After Trump made notable gains with the Black vote in 2024, any momentum that he may have had with them since defeating Vice President Kamala Harris last year seem to have evaporated.

“Either the racial realignment never happened, or it already ended. And what I mean by that is, there was a lot of talk after 2024 and the run-up to it about Black voters—particularly Black men and Latino men—and also voters under 30 moving to the right,” The New Republic’s Perry Bacon said on his podcast last month. “That suggests maybe The New York Times and everyone else interviewing every Black man that voted for Trump was a bit of a mistake and an overreaction in the last election.”

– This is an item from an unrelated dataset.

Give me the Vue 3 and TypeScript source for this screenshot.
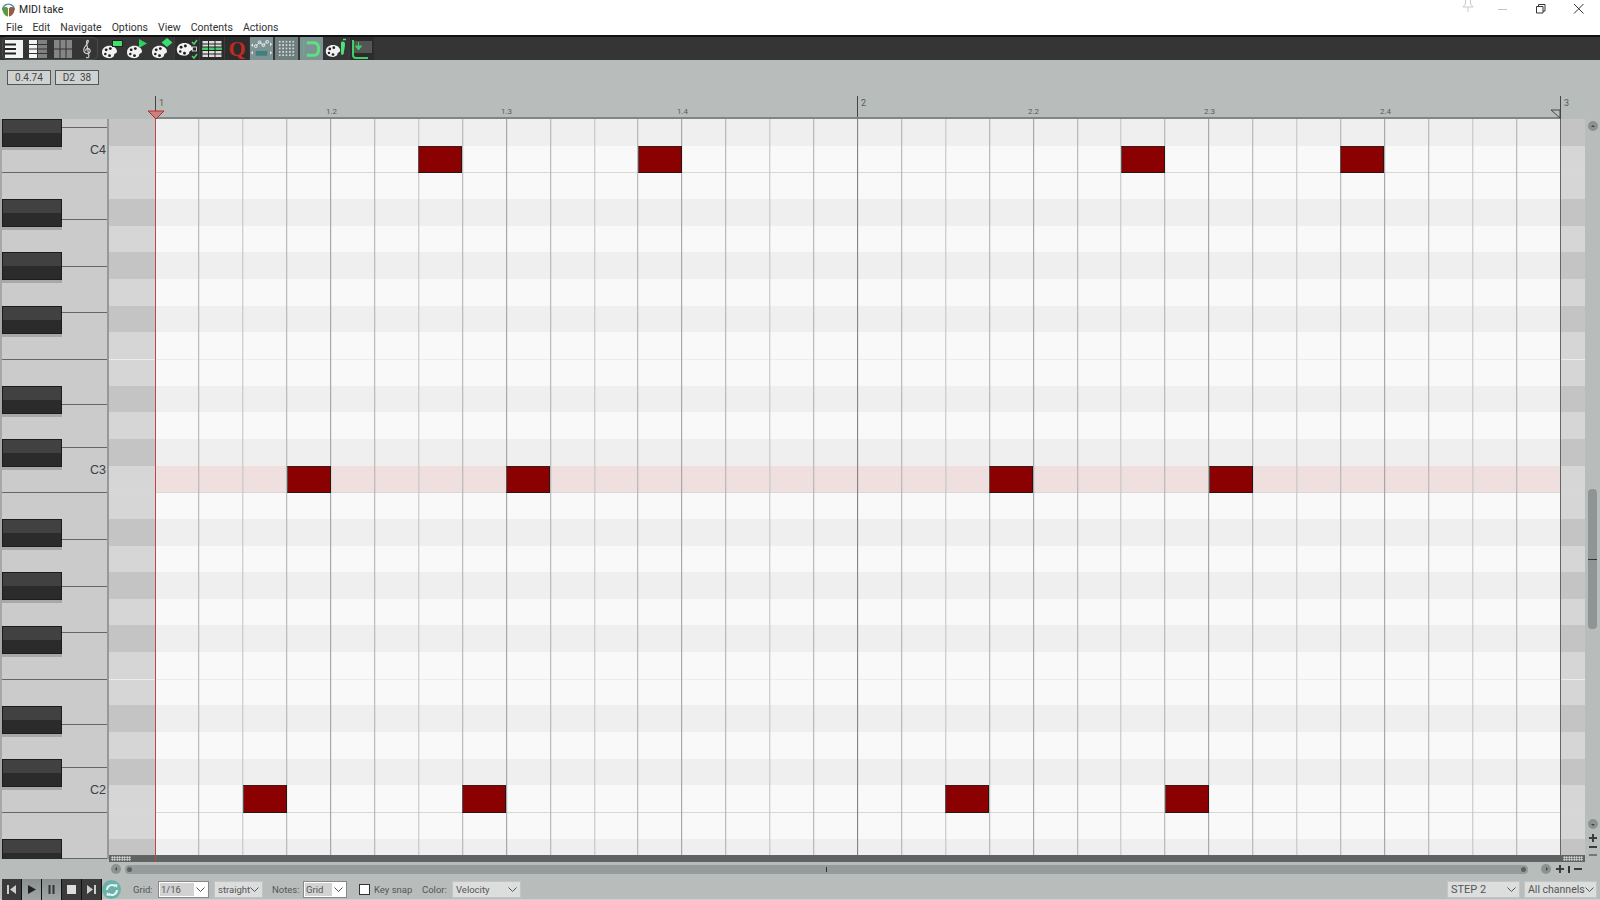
<template>
  <div class="app">
    <!-- title bar -->
    <div class="titlebar">
      <svg class="logo" width="15" height="16" viewBox="0 0 16 16">
        <path d="M1 8C1 4 4 1 8 1s7 3 7 7l-1.500 0C13.500 5 11 2.500 8 2.500S2.500 5 2.500 8z" fill="#3f8fa8" />
        <path d="M1.500 6c2-1.500 5-1.500 6 .5L7.500 15C4 14 1.500 11 1.500 6z" fill="#5c9a3c" />
        <path d="M14.500 6c-2-1.500-5-1.500-6 .5L8.500 15c3.500-1 6-4 6-9z" fill="#9a5a44" />
      </svg>
      <span class="title">MIDI take</span>
      <div class="winctl">
        <svg class="pin" width="14" height="14" viewBox="0 0 14 14">
          <path d="M3 0h8M4.500 0v5L2 8h10L9.500 5V0M7 8v5" fill="none" stroke="#c9c9c9" />
        </svg>
        <svg class="min" width="12" height="12" viewBox="0 0 12 12"><path d="M1 6.500h9" stroke="#c4c4c4" /></svg>
        <svg class="max" width="12" height="12" viewBox="0 0 12 12">
          <path d="M1.500 3.500h6.500v6.500H1.500zM3.500 3.500V1.500h6.500v6.500H8" fill="none" stroke="#333" />
        </svg>
        <svg class="close" width="12" height="12" viewBox="0 0 12 12"><path d="M1 1l9.500 9.500M10.500 1L1 10.500" stroke="#333" /></svg>
      </div>
    </div>

    <nav class="menubar">
      <span v-for="m in menus" :key="m">{{ m }}</span>
    </nav>

    <!-- toolbar -->
    <svg width="0" height="0" class="defs">
      <symbol id="pal" viewBox="0 0 20 18">
        <path d="M1 10C1 5 5 2 10 2s9 3 9 7c0 2-2 2-3 3s0 2-1 3-3 2-5 2c-5 0-9-2-9-7z" fill="#f2f2f2" />
        <circle cx="6" cy="7" r="1.700" fill="#222" />
        <circle cx="11" cy="5.500" r="1.700" fill="#222" />
        <circle cx="5" cy="12" r="1.500" fill="#222" />
        <circle cx="10" cy="14" r="1.700" fill="#222" />
      </symbol>
    </svg>
    <div class="toolbar">
      <div class="tb-group">
        <svg width="20" height="20" viewBox="0 0 20 20">
          <rect x="1" y="1" width="18" height="18" fill="#f4f4f4" />
          <path d="M1 5.500h11M1 10h11M1 14.500h11" stroke="#222" stroke-width="2" />
        </svg>
        <svg class="ml" width="20" height="20" viewBox="0 0 20 20">
          <rect x="1" y="1" width="8" height="18" fill="#f4f4f4" />
          <rect x="10" y="1" width="9" height="18" fill="#808080" />
          <path d="M1 5.500h18M1 10h18M1 14.500h18" stroke="#333" />
        </svg>
        <svg class="ml2" width="20" height="20" viewBox="0 0 20 20">
          <rect x="1" y="1" width="18" height="18" fill="#858585" />
          <path d="M7 1v18M13 1v18M1 10h18" stroke="#333" />
        </svg>
        <svg class="clef" width="12" height="20" viewBox="0 0 12 22">
          <path d="M5 20c2 1.500 3.500 0 3-2L5.500 4c-.3-2 1.500-3.500 2-2 .6 2-4.500 6-5 9-.5 3 1 5 4 5s4-3.500 2-5-5 0-3.500 2.500" fill="none" stroke="#cfcfcf" stroke-width="1.300" />
        </svg>
      </div>
      <div class="tb">
        <svg width="24" height="22" viewBox="0 0 24 22">
          <use href="#pal" x="1" y="6" width="17" height="15" />
          <rect x="12.500" y="2.500" width="10" height="6" fill="#3fe06a" stroke="#222" />
        </svg>
      </div>
      <div class="tb">
        <svg width="24" height="22" viewBox="0 0 24 22">
          <use href="#pal" x="1" y="6" width="17" height="15" />
          <path d="M14 1l8 4.500L14 10z" fill="#2fd063" />
        </svg>
      </div>
      <div class="tb">
        <svg width="24" height="22" viewBox="0 0 24 22">
          <use href="#pal" x="1" y="6" width="17" height="15" />
          <path d="M17 0l5.500 4.500L17 9l-5.500-4.500z" fill="#35e06c" />
        </svg>
      </div>
      <div class="tb cell">
        <svg width="24" height="22" viewBox="0 0 24 22">
          <use href="#pal" x="1" y="2" width="17" height="18" />
          <path d="M17 4l2 2 3-4M17 18l2 2 3-4" fill="none" stroke="#4fd070" stroke-width="1.500" />
          <rect x="17.500" y="9" width="4" height="4" fill="none" stroke="#ccc" />
        </svg>
      </div>
      <div class="tb cell">
        <svg width="22" height="20" viewBox="0 0 22 20">
          <rect x="1.500" y="2" width="19" height="16" fill="#dcdcdc" />
          <rect x="1.500" y="8" width="19" height="3.500" fill="#3fd068" />
          <path d="M1 5h20M1 8h20M1 11.500h20M1 15h20M7.500 2v16M14 2v16" stroke="#222" />
        </svg>
      </div>
      <div class="tb cell q">Q</div>
      <div class="tb teal">
        <svg width="24" height="22" viewBox="0 0 24 22">
          <path d="M6 8l4-4 4 3 4-4" fill="none" stroke="#d8e2e2" />
          <circle cx="6" cy="8" r="1.500" fill="none" stroke="#e8eeee" />
          <circle cx="10" cy="4" r="1.500" fill="none" stroke="#e8eeee" />
          <circle cx="14" cy="7" r="1.500" fill="none" stroke="#e8eeee" />
          <circle cx="18" cy="3.500" r="1.500" fill="none" stroke="#e8eeee" />
          <path d="M3 5l-2 2 2 2zM21 4l2 2-2 2zM3 13l-2 2 2 2zM21 13l2 2-2 2z" fill="#e8eeee" />
          <rect x="6" y="13" width="12" height="5" fill="#3f7f80" />
        </svg>
      </div>
      <div class="tb teal dark">
        <span class="dots"></span>
      </div>
      <div class="tb teal">
        <svg width="24" height="22" viewBox="0 0 24 22">
          <path d="M4 2v18" stroke="#4fd070" stroke-dasharray="2 1.500" />
          <path d="M7 3h8c4 0 6 3.500 6 8s-2 8-6 8H7v-3h8c2 0 3-2.500 3-5s-1-5-3-5H7z" fill="#5fe080" />
        </svg>
      </div>
      <div class="tb">
        <svg width="24" height="22" viewBox="0 0 24 22">
          <use href="#pal" x="0" y="5" width="16" height="15" />
          <path d="M16 5c0-2 4-2 4 1s-1 6-1 8c0 2-1 3-2 3s-1-2-1-4z" fill="#4fe07a" />
          <path d="M18 1.500h3" stroke="#4fe07a" stroke-width="1.500" />
        </svg>
      </div>
      <div class="tb cell">
        <svg width="24" height="22" viewBox="0 0 24 22">
          <rect x="4" y="3" width="18" height="12" fill="#555" />
          <path d="M3 2v15c0 2 1 3 3 3h12" fill="none" stroke="#3fd068" stroke-width="2" />
          <path d="M8.500 4v6M5.500 8l3 4 3-4z" fill="#3fd068" stroke="#3fd068" />
        </svg>
      </div>
    </div>

    <!-- ruler -->
    <div class="ruler">
      <div class="readout">0.4.74</div>
      <div class="readout">D2&nbsp;&nbsp;38</div>
      <span
        v-for="t in rulerLabels"
        :key="t.text"
        class="rlabel"
        :class="{ 'rlabel--bar': t.bar }"
        :style="{ left: t.x + 'px' }"
      >{{ t.text }}</span>
      <i class="rtick rtick--one"></i>
      <i class="rtick rtick--two"></i>
      <i class="rtick rtick--three"></i>
      <i class="rline"></i>
      <svg class="marker" width="18" height="10" viewBox="0 0 18 10">
        <path d="M1 1h16l-8 8z" fill="#c98080" stroke="#b03030" />
      </svg>
      <svg class="marker-end" width="10" height="10" viewBox="0 0 10 10">
        <path d="M0 1h9v8z" fill="#b8bdbc" stroke="#444" />
      </svg>
    </div>

    <!-- piano roll -->
    <div class="roll">
      <div class="piano">
        <div
          v-for="k in whiteKeys"
          :key="k.top"
          class="wkey"
          :style="{ height: k.height + 'px' }"
        >{{ k.label }}</div>
        <div
          v-for="top in blackKeys"
          :key="top"
          class="bkey"
          :style="{ top: top - 119 + 'px' }"
        ></div>
      </div>

      <div class="editor">
        <div class="rows">
          <div
            v-for="r in rows"
            :key="r.pitch"
            class="row"
            :class="{ 'row--black': r.black, 'row--under-c': r.underC, 'row--under-f': r.underF, 'row--active': r.active }"
          >
            <div class="gutter"></div>
            <div class="lane">
              <div
                v-for="n in r.notes"
                :key="n"
                class="note"
                :style="{ left: n * step + 'px', width: step + 'px' }"
              ></div>
            </div>
            <div class="gutter gutter--end"></div>
          </div>
          <i
            v-for="l in gridLines"
            :key="l.i"
            class="vline"
            :style="{ left: l.x + 'px', background: l.color }"
          ></i>
        </div>
        <div class="hbar">
          <i class="grip"></i>
          <i class="grip"></i>
        </div>
        <i class="cursor"></i>
      </div>

      <div class="vscroll">
        <span class="circ circ--up"><i class="tri tri--up"></i></span>
        <div class="vthumb"><i></i></div>
        <span class="circ circ--down"><i class="tri tri--down"></i></span>
        <span class="plus"></span>
        <span class="minus minus--a"></span>
        <span class="minus minus--b"></span>
      </div>
    </div>

    <!-- horizontal scroll -->
    <div class="hscroll">
      <span class="circ"><i class="tri tri--left"></i></span>
      <div class="htrack">
        <i class="hdot"></i>
        <i class="htick"></i>
        <i class="hdot"></i>
      </div>
      <span class="circ circ--right"><i class="tri tri--right"></i></span>
      <span class="plus plus--h"></span>
      <span class="bar"></span>
      <span class="minus minus--h"></span>
    </div>

    <!-- footer -->
    <div class="footer">
      <div class="transport">
        <button>
          <svg width="11" height="11" viewBox="0 0 11 11"><path d="M1 1h2v9H1zM10 1v9L4 5.500z" fill="#ccc" /></svg>
        </button>
        <button class="lit">
          <svg width="11" height="11" viewBox="0 0 11 11"><path d="M2 1l8 4.500L2 10z" fill="#222" /></svg>
        </button>
        <button class="lit">
          <svg width="11" height="11" viewBox="0 0 11 11"><path d="M2.500 1h2v9h-2zM6.500 1h2v9h-2z" fill="#333" /></svg>
        </button>
        <button>
          <svg width="11" height="11" viewBox="0 0 11 11"><rect x="1" y="1" width="9" height="9" fill="#ddd" /></svg>
        </button>
        <button>
          <svg width="11" height="11" viewBox="0 0 11 11"><path d="M8 1h2v9H8zM1 1v9l6-4.500z" fill="#ccc" /></svg>
        </button>
      </div>
      <div class="loop">
        <svg width="14" height="14" viewBox="0 0 14 14">
          <path d="M2 7a5 5 0 0 1 8.500-3.500M12 7a5 5 0 0 1-8.500 3.500" fill="none" stroke="#e6f4f2" stroke-width="2" />
          <path d="M9 1l3.500 .5L12 5zM5 13l-3.500-.5L2 9z" fill="#e6f4f2" />
        </svg>
      </div>

      <span class="lbl lbl--grid">Grid:</span>
      <div class="dd dd--white dd--grid"><em>1/16</em><svg viewBox="0 0 9 5"><path d="M.5 .5l4 4 4-4" /></svg></div>
      <div class="dd dd--straight"><span>straight</span><svg viewBox="0 0 9 5"><path d="M.5 .5l4 4 4-4" /></svg></div>
      <span class="lbl lbl--notes">Notes:</span>
      <div class="dd dd--white dd--notes"><em>Grid</em><svg viewBox="0 0 9 5"><path d="M.5 .5l4 4 4-4" /></svg></div>
      <span class="check"></span>
      <span class="lbl lbl--snap">Key snap</span>
      <span class="lbl lbl--color">Color:</span>
      <div class="dd dd--velocity"><span>Velocity</span><svg viewBox="0 0 9 5"><path d="M.5 .5l4 4 4-4" /></svg></div>

      <div class="dd dd--step"><span>STEP 2</span><svg viewBox="0 0 9 5"><path d="M.5 .5l4 4 4-4" /></svg></div>
      <div class="dd dd--channels"><span>All channels</span><svg viewBox="0 0 9 5"><path d="M.5 .5l4 4 4-4" /></svg></div>
    </div>
  </div>
</template>

<script setup lang="ts">
const menus = ['File', 'Edit', 'Navigate', 'Options', 'View', 'Contents', 'Actions']

const step = 1405 / 32
const gridLeft = 46

// note start in sixteenths, per pitch
const notesByPitch: Record<number, number[]> = {
  60: [6, 11, 22, 27],
  48: [3, 8, 19, 24],
  36: [2, 7, 18, 23],
}

const rows = Array.from({ length: 28 }, (_, i) => {
  const pitch = 61 - i
  const pc = pitch % 12
  return {
    pitch,
    black: [1, 3, 6, 8, 10].includes(pc),
    underC: pc === 11,
    underF: pc === 4,
    active: pitch === 48,
    notes: notesByPitch[pitch] ?? [],
  }
})

const gridLines = Array.from({ length: 31 }, (_, k) => {
  const i = k + 1
  let color = i % 2 ? '#bcbcbc' : '#cfcfcf'
  if (i % 4 === 0) color = '#a8a8a8'
  if (i % 16 === 0) color = '#858585'
  return { i, x: Math.floor(gridLeft + i * step), color }
})

const rulerLabels = [
  { text: '1', x: 159, bar: true },
  { text: '1.2', x: 326, bar: false },
  { text: '1.3', x: 501, bar: false },
  { text: '1.4', x: 677, bar: false },
  { text: '2', x: 861, bar: true },
  { text: '2.2', x: 1028, bar: false },
  { text: '2.3', x: 1204, bar: false },
  { text: '2.4', x: 1380, bar: false },
  { text: '3', x: 1564, bar: true },
]

const keyEdges = [119, 128, 173, 220, 267, 313, 360, 405, 448, 493, 540, 587, 633, 680, 725, 768, 813, 859]
const keyLabels: Record<number, string> = { 128: 'C4', 448: 'C3', 768: 'C2' }
const whiteKeys = keyEdges.slice(0, -1).map((top, i) => ({
  top,
  height: keyEdges[i + 1] - top,
  label: keyLabels[top] ?? '',
}))

const blackKeys = [119, 199, 252, 306, 386, 439, 519, 572, 626, 706, 759, 839]
</script>

<style>
html, body { margin: 0; background: #b8bdbc; }
</style>

<style scoped>
.app {
  width: 1600px;
  height: 900px;
  overflow: hidden;
  display: flex;
  flex-direction: column;
  background: #b8bdbc;
  font-family: Roboto, "Noto Sans", sans-serif;
  color: #333;
}
.defs { position: absolute; }

/* title + menu */
.titlebar {
  height: 17px;
  box-sizing: border-box;
  padding-top: 2px;
  background: #fff;
  display: flex;
  align-items: center;
}
.logo { margin-left: 1px; }
.title { margin-left: 3px; font-size: 10.500px; color: #222; }
.winctl { margin-left: auto; display: flex; align-items: center; margin-top: -2px; }
.pin { margin-right: 22px; margin-top: -6px; }
.min { margin-right: 26px; }
.max { margin-right: 26px; }
.close { margin-right: 15px; }
.menubar {
  height: 18px;
  box-sizing: border-box;
  padding: 2px 0 0 6px;
  background: #fff;
  display: flex;
  align-items: center;
  gap: 10px;
  font-size: 10.500px;
  color: #333;
}

/* toolbar */
.toolbar {
  height: 23px;
  border-top: 2px solid #111;
  background: #353535;
  display: flex;
}
.tb-group {
  width: 96px;
  margin: 0 1px 0 2px;
  box-sizing: border-box;
  border: 1px solid #4a4a4a;
  border-radius: 5px;
  display: flex;
  align-items: center;
  padding-left: 1px;
}
.ml { margin-left: 4px; }
.ml2 { margin-left: 5px; }
.clef { margin-left: 8px; }
.tb {
  width: 25px;
  height: 23px;
  display: flex;
  align-items: center;
  justify-content: center;
  flex: none;
}
.tb.cell { background: #2c2c2c; border-left: 1px solid #3b3b3b; box-sizing: border-box; }
.q {
  font-family: "Liberation Serif", serif;
  font-weight: 700;
  font-size: 22px;
  color: #c02a26;
}
.teal { background: #7d9292; width: 23px; margin: 0 1px; }
.teal.dark { background: #6f7e7e; }
.dots {
  width: 17px;
  height: 17px;
  background-image: radial-gradient(circle, #cfd8d8 0.9px, transparent 1px);
  background-size: 3.400px 3.400px;
}

/* ruler */
.ruler {
  position: relative;
  height: 59px;
  box-sizing: border-box;
  display: flex;
  gap: 4px;
  padding: 10px 0 0 7px;
  align-items: flex-start;
}
.readout {
  width: 44px;
  height: 15px;
  box-sizing: border-box;
  border: 1px solid #555;
  background: #cfd2d2;
  font-size: 10px;
  line-height: 13px;
  text-align: center;
  color: #444;
}
.rlabel {
  position: absolute;
  top: 47px;
  font-size: 8px;
  line-height: 10px;
  color: #5a5a5a;
}
.rlabel--bar { top: 38px; font-size: 9px; }
.rtick { position: absolute; top: 36px; bottom: 0; width: 1px; background: #444; }
.rtick--one { left: 155px; }
.rtick--two { left: 857px; }
.rtick--three { left: 1560px; }
.rline {
  position: absolute;
  left: 155px;
  width: 1405px;
  bottom: 0;
  height: 2px;
  background: #808585;
}
.marker { position: absolute; left: 147px; top: 50px; }
.marker-end { position: absolute; left: 1551px; top: 49px; }

/* piano */
.roll { display: flex; height: 743px; }
.piano {
  position: relative;
  width: 109px;
  height: 740px;
  flex: none;
  box-sizing: border-box;
  border-left: 2px solid #a4a8a8;
  border-right: 2px solid #989898;
  background: #cbcbcb;
  overflow: hidden;
}
.wkey {
  box-sizing: border-box;
  border-bottom: 1.500px solid #666;
  display: flex;
  align-items: center;
  justify-content: flex-end;
  padding-right: 1px;
  font-family: "Liberation Sans", sans-serif;
  font-size: 12.500px;
  color: #3c4048;
}
.bkey {
  position: absolute;
  left: 0;
  width: 60px;
  height: 28px;
  box-sizing: border-box;
  border: 1px solid #1c1c1c;
  background: linear-gradient(#414141 50%, #2b2b2b 50%);
  box-shadow: 0 3px 0 #a8a8a8;
}

/* note grid */
.editor { position: relative; width: 1476px; flex: none; }
.rows { position: relative; height: 736px; overflow: hidden; }
.row { display: flex; height: 26.667px; box-sizing: border-box; }
.gutter { width: 46px; flex: none; background: #d6d6d6; }
.gutter--end { width: 25px; }
.lane { position: relative; flex: 1; background: #f9f9f9; }
.row--black .gutter { background: #c4c4c4; }
.row--black .lane { background: #efefef; }
.row--active .lane { background: #f0dfdf; }
.row--under-c { border-top: 1px solid #d8d8d8; }
.row--under-f { border-top: 1px solid #ececec; }
.note {
  position: absolute;
  top: 0;
  bottom: -1px;
  z-index: 2;
  box-sizing: border-box;
  background: #8b0000;
  border: 1px solid #2a1414;
  border-left-color: #555;
  border-top-color: #3a1a1a;
}
.vline { position: absolute; top: 0; bottom: 0; width: 1px; z-index: 1; box-shadow: 1px 0 0 rgba(0, 0, 0, 0.06); }
.hbar {
  height: 7px;
  background: #5f6363;
  display: flex;
  justify-content: space-between;
  padding: 1px 2px;
  box-sizing: border-box;
}
.grip {
  width: 20px;
  background-image: radial-gradient(circle, #e4e4e4 0.8px, transparent 1px);
  background-size: 2.500px 2.500px;
}
.cursor {
  position: absolute;
  left: 46px;
  top: 0;
  bottom: 0;
  width: 1px;
  background: #b84a4a;
  z-index: 3;
}
.rows::after {
  content: "";
  position: absolute;
  left: 1451px;
  top: 0;
  bottom: 0;
  width: 1px;
  background: #666;
  z-index: 1;
}

/* scrollbars */
.vscroll {
  width: 15px;
  flex: none;
  display: flex;
  flex-direction: column;
  align-items: center;
}
.circ {
  width: 10px;
  height: 10px;
  flex: none;
  border-radius: 50%;
  background: #8c9292;
  display: flex;
  align-items: center;
  justify-content: center;
}
.circ--up { margin-top: 2px; }
.circ--down { margin-top: 190px; }
.tri { width: 0; height: 0; border: 2.500px solid transparent; }
.tri--up { border-bottom-color: #444; margin-top: -3px; }
.tri--down { border-top-color: #444; margin-top: 3px; }
.tri--left { border-right-color: #444; margin-left: -3px; }
.tri--right { border-left-color: #444; margin-left: 3px; }
.vthumb {
  width: 9px;
  height: 140px;
  margin-top: 358px;
  border-radius: 4px;
  background: #8f9595;
  display: flex;
  align-items: center;
}
.vthumb i { width: 100%; height: 1px; background: #333; }
.plus {
  position: relative;
  width: 8px;
  height: 8px;
  flex: none;
  margin-top: 5px;
  background:
    linear-gradient(#3c3c3c, #3c3c3c) center / 100% 2px no-repeat,
    linear-gradient(#3c3c3c, #3c3c3c) center / 2px 100% no-repeat;
}
.minus { height: 2px; width: 8px; flex: none; background: #3c3c3c; }
.minus--a { margin-top: 4px; }
.minus--b { margin-top: 6px; background: #777; }

.hscroll {
  height: 16px;
  display: flex;
  align-items: center;
  padding: 0 0 2px 111px;
  box-sizing: border-box;
}
.htrack {
  width: 1403px;
  height: 9px;
  margin-left: 4px;
  border-radius: 4px;
  background: #959a9a;
  display: flex;
  align-items: center;
  justify-content: space-between;
  padding: 0 2px;
  box-sizing: border-box;
}
.hdot { width: 5px; height: 5px; border-radius: 50%; background: #5c6060; }
.htick { width: 1px; height: 5px; background: #333; }
.circ--right { margin-left: 13px; }
.plus--h { margin: 0 0 0 5px; }
.bar { width: 2px; height: 7px; background: #333; margin-left: 4px; }
.minus--h { margin-left: 4px; }

/* footer */
.footer {
  height: 22px;
  display: flex;
  align-items: flex-start;
  font-size: 9.500px;
  color: #555;
  padding-left: 2px;
  box-shadow: inset 0 -1px 0 #cdd0d0;
}
.transport { display: flex; height: 21px; width: 100px; margin-top: 1px; background: #111; flex: none; }
.transport button {
  width: 20px;
  height: 21px;
  padding: 0;
  border: 0;
  border-right: 1px solid #111;
  background: #3b3b3b;
  display: flex;
  align-items: center;
  justify-content: center;
}
.transport button.lit { background: linear-gradient(#8a9090, #a0a5a5); }
.loop {
  width: 19px;
  height: 19px;
  flex: none;
  margin-top: 2px;
  border-radius: 50%;
  background: #6cb0aa;
  display: flex;
  align-items: center;
  justify-content: center;
}
.lbl { line-height: 22px; margin-top: 1px; white-space: nowrap; flex: none; }
.lbl--grid { margin-left: 12px; width: 25px; }
.lbl--notes { margin-left: 9px; width: 31px; }
.lbl--snap { margin-left: 4px; width: 48px; }
.lbl--color { width: 30px; }
.dd {
  height: 17px;
  margin-top: 3px;
  flex: none;
  box-sizing: border-box;
  border: 1px solid #c2c5c5;
  background: #dcdddd;
  display: flex;
  align-items: center;
  justify-content: space-between;
  padding: 0 3px 0 3px;
  font-size: 9.500px;
  color: #555;
  white-space: nowrap;
}
.dd svg { width: 9px; height: 5px; flex: none; fill: none; stroke: #555; }
.dd em { display: block; font-style: normal; background: #d2d2d2; padding-left: 1px; line-height: 13px; box-sizing: border-box; }
.dd--white { background: #fff; border-color: #888; padding-left: 1px; }
.dd--grid { width: 51px; margin-left: 0; }
.dd--grid em { width: 34px; }
.dd--straight { width: 49px; margin-left: 5px; }
.dd--notes { width: 44px; }
.dd--notes em { width: 27px; }
.check {
  width: 11px;
  height: 11px;
  margin: 6px 0 0 12px;
  flex: none;
  box-sizing: border-box;
  border: 1px solid #333;
  background: #fff;
}
.dd--velocity { width: 69px; }
.dd--step { width: 73px; margin-left: auto; margin-top: 3px; font-size: 11px; }
.dd--channels { width: 73px; margin: 3px 3px 0 4px; font-size: 10.500px; }
</style>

Black joblessness—and all joblessness—is up. The shutdown, his anti-DEI crusade, funding cuts to health care, and his antagonistic approach to any federal content that focuses on racism or slavery all bring his proclaimed love for Black people into question. This is a man who just decided to stop offering free national park access on MLK day and Juneteenth, instead making free access on his birthday.

He signed an executive order directing the Interior Department to erase any information that could be misconstrued as a “corrosive ideology,” which of course included anything relating to race relations, LGBTQ rights, and sexism. He also removed a picture of Harriet Tubman from the National Park Service page on the Underground Railroad, and changed the words “enslaved African Americans” to “enslaved workers” while removing a section that discussed Benjamin Franklin being a slave owner.

He’s been sued for racial discrimination in housing, still thinks the Central Park 5 are guilty, and did the whole birtherism thing with the country’s first Black president. This does not seem like someone who has a genuine love and respect for Black people and culture—even if he believes we know a scam.